A double-shot Taser stun gun will make volatile situations safer for everyone, says the Police Association president.
Plans were yesterday confirmed about the phasing in of an updated taser model that fires two high-powered charges.
The existing "fleet'' of Taser X26s will be replaced with Taser X2, that can fire a back-up shot removing the need to re-load after the first shot, said Superintendent John Rivers.
"The routine and pre-programmed replacement of the New Zealand Police Taser fleet means police have the opportunity to replace the fleet with the most up-to-date model.''
The new model is similar to the version currently in use, firing two small prongs that attach to a suspect's clothing or body.

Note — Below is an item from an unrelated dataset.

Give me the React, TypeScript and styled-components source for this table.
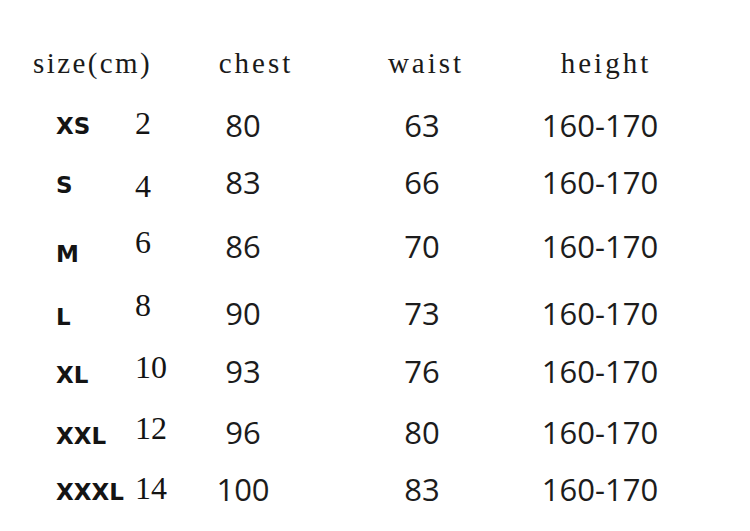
import React from "react";
import styled, { createGlobalStyle } from "styled-components";

const GlobalStyle = createGlobalStyle`
    html, body {
        margin: 0;
        padding: 0;
        background: #ffffff;
    }
`;

const Chart = styled.div`
    width: 750px;
    height: 531px;
    padding-top: 49px;
    box-sizing: border-box;
    background: #ffffff;
    color: #141414;
    overflow: hidden;
`;

const HeaderRow = styled.div`
    display: grid;
    grid-template-columns: 117px 212px 128px 232px;
    padding-left: 33px;
    height: 24px;
    align-items: end;
    font-family: "Liberation Serif", "Times New Roman", serif;
    font-size: 29px;
    letter-spacing: 3px;
    line-height: 1;
    color: #1a1a1a;
`;

const HeaderCell = styled.div<{ $center?: boolean; $tight?: boolean }>`
    display: flex;
    justify-content: ${({ $center }) => ($center ? "center" : "flex-start")};
    letter-spacing: ${({ $tight }) => ($tight ? "2.4px" : "3px")};
    white-space: nowrap;
`;

const Row = styled.div<{ $height: number }>`
    display: grid;
    grid-template-columns: 79px 55px 106px 252px 104px;
    padding-left: 56px;
    height: ${({ $height }) => $height}px;
    align-items: end;
`;

const SizeLabel = styled.div<{ $lift: number }>`
    font-family: "DejaVu Sans", "Open Sans", sans-serif;
    font-weight: bold;
    font-size: 23px;
    line-height: 1;
    margin-bottom: ${({ $lift }) => $lift}px;
    white-space: nowrap;
`;

const SizeNumber = styled.div<{ $lift: number }>`
    font-family: "Liberation Serif", "Times New Roman", serif;
    font-size: 32px;
    line-height: 1;
    margin-bottom: ${({ $lift }) => $lift - 1.7}px;
    white-space: nowrap;
`;

const Value = styled.div`
    display: flex;
    justify-content: center;
    font-family: "Open Sans", "Noto Sans", sans-serif;
    font-size: 31px;
    line-height: 1;
    color: #1c1c1c;
    white-space: nowrap;
`;

type SizeRow = {
    label: string;
    num: number;
    chest: number;
    waist: number;
    height: string;
    rowHeight: number;
    labelLift: number;
    numLift: number;
};

const rows: SizeRow[] = [
    { label: "XS", num: 2, chest: 80, waist: 63, height: "160-170", rowHeight: 68, labelLift: 3, numLift: 4 },
    { label: "S", num: 4, chest: 83, waist: 66, height: "160-170", rowHeight: 57, labelLift: 1, numLift: -2 },
    { label: "M", num: 6, chest: 86, waist: 70, height: "160-170", rowHeight: 64, labelLift: -4, numLift: 6 },
    { label: "L", num: 8, chest: 90, waist: 73, height: "160-170", rowHeight: 67, labelLift: 0, numLift: 10 },
    { label: "XL", num: 10, chest: 93, waist: 76, height: "160-170", rowHeight: 58, labelLift: 0, numLift: 6 },
    { label: "XXL", num: 12, chest: 96, waist: 80, height: "160-170", rowHeight: 61, labelLift: 0, numLift: 6 },
    { label: "XXXL", num: 14, chest: 100, waist: 83, height: "160-170", rowHeight: 57, labelLift: 1, numLift: 3 },
];

export default function App() {
    return (
        <>
            <GlobalStyle />
            <Chart>
                <HeaderRow>
                    <HeaderCell $tight>size(cm)</HeaderCell>
                    <HeaderCell $center>chest</HeaderCell>
                    <HeaderCell $center>waist</HeaderCell>
                    <HeaderCell $center>height</HeaderCell>
                </HeaderRow>
                {rows.map((row) => (
                    <Row key={row.label} $height={row.rowHeight}>
                        <SizeLabel $lift={row.labelLift}>{row.label}</SizeLabel>
                        <SizeNumber $lift={row.numLift}>{row.num}</SizeNumber>
                        <Value>{row.chest}</Value>
                        <Value>{row.waist}</Value>
                        <Value>{row.height}</Value>
                    </Row>
                ))}
            </Chart>
        </>
    );
}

Mr Rivers said it delivered high-voltage electrical pulses designed to "incapacitate the offender''.
The technology would increase safety levels by helping to prevent the "escalation of response if the first taser fails'', said Police Association president Greg O'Connor.

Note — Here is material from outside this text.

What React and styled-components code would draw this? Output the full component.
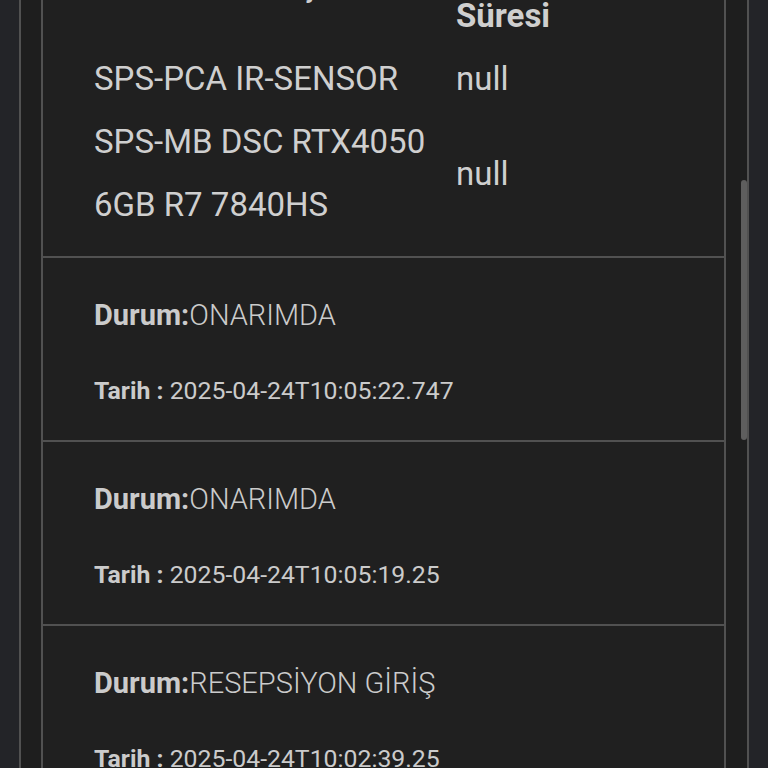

If one prong didn't hit its intended target, police would be able to fire a second shot without having to re-load in what could be a volatile situation.

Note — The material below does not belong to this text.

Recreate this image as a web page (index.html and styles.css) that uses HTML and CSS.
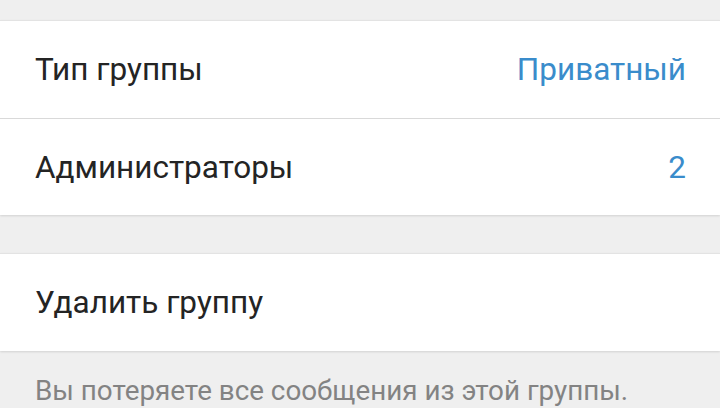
FILE: index.html
```html
<!DOCTYPE html>
<html lang="ru">
<head>
<meta charset="utf-8">
<link rel="stylesheet" href="styles.css">
</head>
<body>
<div class="page">
  <div class="top-gap"></div>
  <section class="card">
    <div class="row">
      <span class="label">Тип группы</span>
      <span class="value">Приватный</span>
    </div>
    <div class="divider"></div>
    <div class="row row-b">
      <span class="label">Администраторы</span>
      <span class="value">2</span>
    </div>
  </section>
  <section class="card card-2">
    <div class="row">
      <span class="label">Удалить группу</span>
    </div>
  </section>
  <p class="hint">Вы потеряете все сообщения из этой группы.</p>
</div>
</body>
</html>
```

FILE: styles.css
```css
html, body {
  margin: 0;
  padding: 0;
  background: #efefef;
}
body {
  font-family: Roboto, "Noto Sans", "Liberation Sans", sans-serif;
  width: 720px;
  height: 408px;
  overflow: hidden;
}
.page {
  display: flex;
  flex-direction: column;
}
.top-gap {
  height: 20px;
}
.card {
  background: #ffffff;
  border-top: 1px solid #e3e3e3;
  box-shadow: 0 1px 2px rgba(0, 0, 0, 0.12);
}
.card-2 {
  margin-top: 38px;
}
.row {
  height: 97px;
  display: flex;
  align-items: center;
  justify-content: space-between;
  padding: 0 34px 0 35px;
}
.row-b {
  height: 96px;
}
.divider {
  height: 1px;
  background: #d9d9d9;
}
.label {
  font-size: 31.5px;
  color: #242424;
}
.value {
  font-size: 31.5px;
  color: #3a8ccb;
}
.hint {
  margin: 0;
  padding: 23px 35px 0 35px;
  font-size: 27.8px;
  color: #838383;
}
```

"It is a far more effective and safer way for everyone when subduing an out-of-control situation,'' he said.
"Compare that with using a police dog, pepper spray or a baton. We are often left with no alternative than the next level, which is a firearm.''
However the plan has been met with criticism.
Campaign Against the Taser spokeswoman Marie Dyhrberg said there needed to be more publication and debate before introducing the new technology.
"The introduction of the new Taser may be seen by some front line police officers as being a warranted response to increasingly dangerous situations, whereas in fact this is not the case.''
"If police were working at improving de-escalation skills then that would bring more confidence that the instances of any abuse would be greatly minimised.''
Green Party police spokesman David Clendon , said the plan could be a "creep'' towards Tasers being used more regularly, something the party was worried about before they were trialled in 2007
"I would like to see the justification by the police, why they would need such a weapon.
"We know that the weapons can be lethal, there have been recent examples internationally of people being killed by being tasered, I'm sure nobody wants that, including the police.''
He was worried the more powerful models could normalise high-level responses over lower-level responses.
"We don't want these things to become the default response, rather than a high-end response to extreme situations.
"They are capable of killing people, and not necessarily old people, or frail people. We have had examples of quite young, fit people being killed by these things internationally.''
However, Mr O'Connor said more lives and injuries were saved with the taser than without it.
Superintendent Rivers said the national Taser programme had been "a resounding success'' in ensuring violent offenders were ``prevented from achieving their goal of violence, fear, harm and victimisation''.
"The Taser programme in New Zealand has ... safely concluded many violent and potentially lethal incidents with minimum injuries to the public, police and offenders alike.
"The mere presentation of a taser is sufficient to stop violent and threatening behaviour 80 per cent of the time, and this makes the taser a valuable tactical option.''
The development comes after several incidents in which the older model failed to work on armed suspects.
In July 2010 police in Auckland shot a 38-year-old man after a Taser proved ineffective. A week earlier the stun gun failed during an incident in Christchurch in which two officers were shot and a police dog was killed.
Less than a fortnight ago, a 27-year-old Somali man was tasered then shot by police after an alleged kidnapping and stabbing rampage, also in Christchurch.
The man was pepper-sprayed then tasered, but eye-witnesses said the electric shock did not work and "only made him angrier''.